_Work to be completed_. Repeat the listing that follows, character for character, minus the pictures.

_Data lines_.
☆ ☆ ☆ ☆ ☆ ☆ ☆

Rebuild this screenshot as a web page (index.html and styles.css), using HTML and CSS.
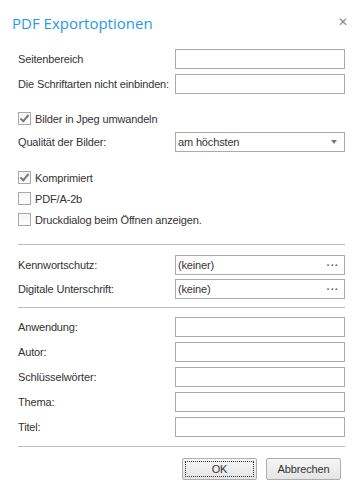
FILE: index.html
```html
<!DOCTYPE html>
<html lang="de">
<head>
  <meta charset="UTF-8" />
  <title>PDF Exportoptionen</title>
  <link rel="stylesheet" href="styles.css">
</head>
<body>
  <div class="dialog">
    <div class="header">
      <h1 class="title">PDF Exportoptionen</h1>
      <span class="close">&#x2715;</span>
    </div>

    <div class="rows">
      <label class="row"><span>Seitenbereich</span><span class="field"></span></label>
      <label class="row"><span>Die Schriftarten nicht einbinden:</span><span class="field"></span></label>
    </div>

    <div class="check first-check"><span class="box checked"></span>Bilder in Jpeg umwandeln</div>
    <label class="row quality"><span>Qualität der Bilder:</span><span class="field select">am höchsten<span class="arrow"></span></span></label>

    <div class="checks">
      <div class="check"><span class="box checked"></span>Komprimiert</div>
      <div class="check"><span class="box"></span>PDF/A-2b</div>
      <div class="check"><span class="box"></span>Druckdialog beim Öffnen anzeigen.</div>
    </div>

    <hr class="sep sep-one">

    <div class="rows tight">
      <label class="row"><span>Kennwortschutz:</span><span class="field picker">(keiner)<span class="dots">&middot;&middot;&middot;</span></span></label>
      <label class="row"><span>Digitale Unterschrift:</span><span class="field picker">(keine)<span class="dots">&middot;&middot;&middot;</span></span></label>
    </div>

    <hr class="sep sep-two">

    <div class="rows meta">
      <label class="row"><span>Anwendung:</span><span class="field"></span></label>
      <label class="row"><span>Autor:</span><span class="field"></span></label>
      <label class="row"><span>Schlüsselwörter:</span><span class="field"></span></label>
      <label class="row"><span>Thema:</span><span class="field"></span></label>
      <label class="row"><span>Titel:</span><span class="field"></span></label>
    </div>

    <hr class="sep sep-three">

    <div class="buttons">
      <button class="btn focused"><span>OK</span></button>
      <button class="btn"><span>Abbrechen</span></button>
    </div>
  </div>
</body>
</html>
```

FILE: styles.css
```css
body {
  margin: 0;
  background: #fff;
  font-family: "Liberation Sans", Arial, sans-serif;
  font-size: 11px;
  letter-spacing: -0.15px;
  color: #333;
}
.dialog {
  padding: 0 19px 0 18px;
}
.header {
  height: 49px;
  position: relative;
}
.title {
  margin: 0 0 0 -6px;
  padding-top: 12px;
  font-family: "Open Sans", sans-serif;
  font-weight: 400;
  font-size: 15px;
  line-height: 22px;
  letter-spacing: 0;
  color: #2899e0;
}
.close {
  position: absolute;
  right: -3px;
  top: 15px;
  font-family: "DejaVu Sans", sans-serif;
  font-size: 12px;
  color: #8a8a8a;
}
.rows {
  display: flex;
  flex-direction: column;
  gap: 5px;
}
.rows.tight {
  gap: 4px;
  margin-top: 10px;
}
.rows.meta {
  margin-top: 9px;
}
.row {
  display: grid;
  grid-template-columns: 157px 1fr;
  align-items: center;
  height: 20px;
  white-space: nowrap;
}
.field {
  display: flex;
  align-items: center;
  height: 20px;
  box-sizing: border-box;
  border: 1px solid #ababab;
  background: #fff;
  padding: 0 5px 0 2px;
  position: relative;
}
.select .arrow {
  margin-left: auto;
  width: 0;
  height: 0;
  border-left: 3px solid transparent;
  border-right: 3px solid transparent;
  border-top: 4px solid #777;
  margin-right: 2px;
}
.picker .dots {
  margin-left: auto;
  font-weight: bold;
  letter-spacing: 0.5px;
  color: #666;
}
.check {
  display: flex;
  align-items: center;
  height: 21px;
}
.first-check {
  margin-top: 14px;
}
.quality {
  margin-top: 3px;
}
.checks {
  margin-top: 15px;
  display: flex;
  flex-direction: column;
}
.box {
  width: 13px;
  height: 13px;
  box-sizing: border-box;
  border: 1px solid #a8a8a8;
  background: linear-gradient(#f4f4f4, #ffffff);
  margin-right: 4px;
  position: relative;
}
.box.checked::after {
  content: "";
  position: absolute;
  left: 3px;
  top: 0px;
  width: 3px;
  height: 7px;
  border-right: 2px solid #7a7a7a;
  border-bottom: 2px solid #7a7a7a;
  transform: rotate(40deg);
}
.sep {
  border: 0;
  border-top: 1px solid #bcbcbc;
  margin: 0;
}
.sep-one {
  margin-top: 14px;
}
.sep-two {
  margin-top: 8px;
}
.sep-three {
  margin-top: 9px;
}
.buttons {
  display: flex;
  justify-content: flex-end;
  gap: 9px;
  margin-top: 11px;
  padding-right: 4px;
}
.btn {
  width: 75px;
  height: 22px;
  padding: 2px;
  font-family: inherit;
  font-size: 11px;
  letter-spacing: inherit;
  color: #333;
  border: 1px solid #adadad;
  border-radius: 2px;
  background: linear-gradient(#f6f6f6, #e4e4e4);
}
.btn span {
  display: flex;
  align-items: center;
  justify-content: center;
  height: 100%;
  box-sizing: border-box;
  border: 1px dotted transparent;
}
.btn.focused span {
  border-color: #333;
}
```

☆ ☆ ☆ ☆ ☆ ☆ ☆

_Complete output_.
Rebuild this screenshot as a web page (index.html and styles.css), using HTML and CSS.
FILE: index.html
```html
<!DOCTYPE html>
<html lang="de">
<head>
  <meta charset="UTF-8" />
  <title>PDF Exportoptionen</title>
  <link rel="stylesheet" href="styles.css">
</head>
<body>
  <div class="dialog">
    <div class="header">
      <h1 class="title">PDF Exportoptionen</h1>
      <span class="close">&#x2715;</span>
    </div>

    <div class="rows">
      <label class="row"><span>Seitenbereich</span><span class="field"></span></label>
      <label class="row"><span>Die Schriftarten nicht einbinden:</span><span class="field"></span></label>
    </div>

    <div class="check first-check"><span class="box checked"></span>Bilder in Jpeg umwandeln</div>
    <label class="row quality"><span>Qualität der Bilder:</span><span class="field select">am höchsten<span class="arrow"></span></span></label>

    <div class="checks">
      <div class="check"><span class="box checked"></span>Komprimiert</div>
      <div class="check"><span class="box"></span>PDF/A-2b</div>
      <div class="check"><span class="box"></span>Druckdialog beim Öffnen anzeigen.</div>
    </div>

    <hr class="sep sep-one">

    <div class="rows tight">
      <label class="row"><span>Kennwortschutz:</span><span class="field picker">(keiner)<span class="dots">&middot;&middot;&middot;</span></span></label>
      <label class="row"><span>Digitale Unterschrift:</span><span class="field picker">(keine)<span class="dots">&middot;&middot;&middot;</span></span></label>
    </div>

    <hr class="sep sep-two">

    <div class="rows meta">
      <label class="row"><span>Anwendung:</span><span class="field"></span></label>
      <label class="row"><span>Autor:</span><span class="field"></span></label>
      <label class="row"><span>Schlüsselwörter:</span><span class="field"></span></label>
      <label class="row"><span>Thema:</span><span class="field"></span></label>
      <label class="row"><span>Titel:</span><span class="field"></span></label>
    </div>

    <hr class="sep sep-three">

    <div class="buttons">
      <button class="btn focused"><span>OK</span></button>
      <button class="btn"><span>Abbrechen</span></button>
    </div>
  </div>
</body>
</html>
```

FILE: styles.css
```css
body {
  margin: 0;
  background: #fff;
  font-family: "Liberation Sans", Arial, sans-serif;
  font-size: 11px;
  letter-spacing: -0.15px;
  color: #333;
}
.dialog {
  padding: 0 19px 0 18px;
}
.header {
  height: 49px;
  position: relative;
}
.title {
  margin: 0 0 0 -6px;
  padding-top: 12px;
  font-family: "Open Sans", sans-serif;
  font-weight: 400;
  font-size: 15px;
  line-height: 22px;
  letter-spacing: 0;
  color: #2899e0;
}
.close {
  position: absolute;
  right: -3px;
  top: 15px;
  font-family: "DejaVu Sans", sans-serif;
  font-size: 12px;
  color: #8a8a8a;
}
.rows {
  display: flex;
  flex-direction: column;
  gap: 5px;
}
.rows.tight {
  gap: 4px;
  margin-top: 10px;
}
.rows.meta {
  margin-top: 9px;
}
.row {
  display: grid;
  grid-template-columns: 157px 1fr;
  align-items: center;
  height: 20px;
  white-space: nowrap;
}
.field {
  display: flex;
  align-items: center;
  height: 20px;
  box-sizing: border-box;
  border: 1px solid #ababab;
  background: #fff;
  padding: 0 5px 0 2px;
  position: relative;
}
.select .arrow {
  margin-left: auto;
  width: 0;
  height: 0;
  border-left: 3px solid transparent;
  border-right: 3px solid transparent;
  border-top: 4px solid #777;
  margin-right: 2px;
}
.picker .dots {
  margin-left: auto;
  font-weight: bold;
  letter-spacing: 0.5px;
  color: #666;
}
.check {
  display: flex;
  align-items: center;
  height: 21px;
}
.first-check {
  margin-top: 14px;
}
.quality {
  margin-top: 3px;
}
.checks {
  margin-top: 15px;
  display: flex;
  flex-direction: column;
}
.box {
  width: 13px;
  height: 13px;
  box-sizing: border-box;
  border: 1px solid #a8a8a8;
  background: linear-gradient(#f4f4f4, #ffffff);
  margin-right: 4px;
  position: relative;
}
.box.checked::after {
  content: "";
  position: absolute;
  left: 3px;
  top: 0px;
  width: 3px;
  height: 7px;
  border-right: 2px solid #7a7a7a;
  border-bottom: 2px solid #7a7a7a;
  transform: rotate(40deg);
}
.sep {
  border: 0;
  border-top: 1px solid #bcbcbc;
  margin: 0;
}
.sep-one {
  margin-top: 14px;
}
.sep-two {
  margin-top: 8px;
}
.sep-three {
  margin-top: 9px;
}
.buttons {
  display: flex;
  justify-content: flex-end;
  gap: 9px;
  margin-top: 11px;
  padding-right: 4px;
}
.btn {
  width: 75px;
  height: 22px;
  padding: 2px;
  font-family: inherit;
  font-size: 11px;
  letter-spacing: inherit;
  color: #333;
  border: 1px solid #adadad;
  border-radius: 2px;
  background: linear-gradient(#f6f6f6, #e4e4e4);
}
.btn span {
  display: flex;
  align-items: center;
  justify-content: center;
  height: 100%;
  box-sizing: border-box;
  border: 1px dotted transparent;
}
.btn.focused span {
  border-color: #333;
}
```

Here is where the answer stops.